Durante a pandemia de Covid-19, a dificuldade foi de outra natureza: era complicado chegar às crianças e escolas com as quais tinham acesso devido à ausência de aparato tecnológico para acessar o conteúdo produzido. A internet não chegava a todos os lugares, minando avanços. Falando neles, foram muitos ao longo de todos os anos de realização da iniciativa.
“Há histórias de crianças que nunca tinham ganhado um livro; que jamais pensaram em ver de perto o autor de uma obra; que tinham vontade de ter uma biblioteca em casa, entre outras”, enumera Raimundo. Em resumo, a tônica da Caravana é incentivar o hábito da leitura de escritoras e escritores locais.
Para isso, ela se realiza em duas etapas: uma de formação – por meio do contato entre autores e professores, e posterior entrega de livros para a biblioteca das escolas; e uma de bate-papo dos escritores com os estudantes, uma vez estes últimos terem tido contato com os livros durante 30 dias e estarem prontos para estender os horizontes.

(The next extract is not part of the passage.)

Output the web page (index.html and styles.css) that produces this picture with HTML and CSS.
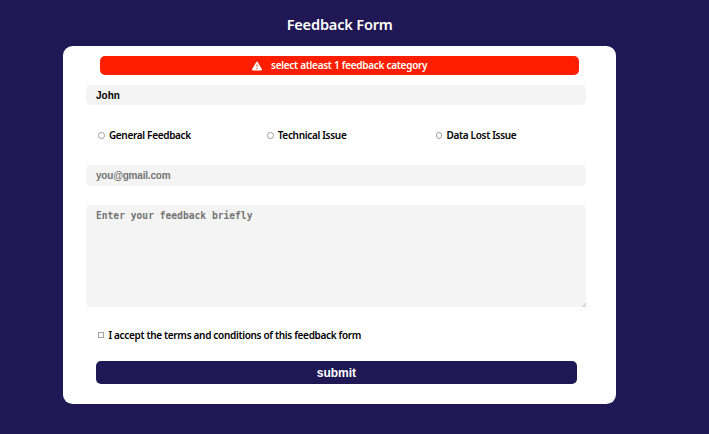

“As crianças têm um desejo natural de querer ler, de ouvir histórias, e muitas vezes não fazem por questões mesmo econômicas. E também porque não é um hábito para elas sentar e ler. Muitas vezes a educação não tem esse incentivo necessário como algo permanente. Tudo o que o professor faz em sala de aula deveria estar ligado à leitura – no maior e mais amplo sentido da palavra. Ler as coisas ao redor”.
Por sua vez, avaliando o cenário de fomento à leitura e à literatura nas esferas federal, estadual e municipal, Raimundo situa faltar continuidade. A questão está ligada especialmente à renovação de acervo dos equipamentos públicos, investimento em profissionais qualificados e políticas públicas específicas para esse fim.
“Política pública federal praticamente não existe. É um pouquinho melhor na Prefeitura de Fortaleza, a partir da inauguração de algumas bibliotecas comunitárias. Mas a Biblioteca Dolor Barreira, que deveria ser a maior da cidade, não tem uma programação específica, nem reforma estrutural e pessoal. Também não há um projeto consistente para ela. No Estado, o cenário melhora um pouco mais, mas ainda é muito distante do ideal”.
No fim das contas, o que prevalece é o ímpeto de fazer. “É um desafio anual escrever o projeto, renovar o financiamento, escolher as cidades… Mas, quando chegamos nos municípios e encontramos aquelas crianças com os olhos brilhando, temos a certeza de que encontramos um caminho importante para o estímulo à leitura”.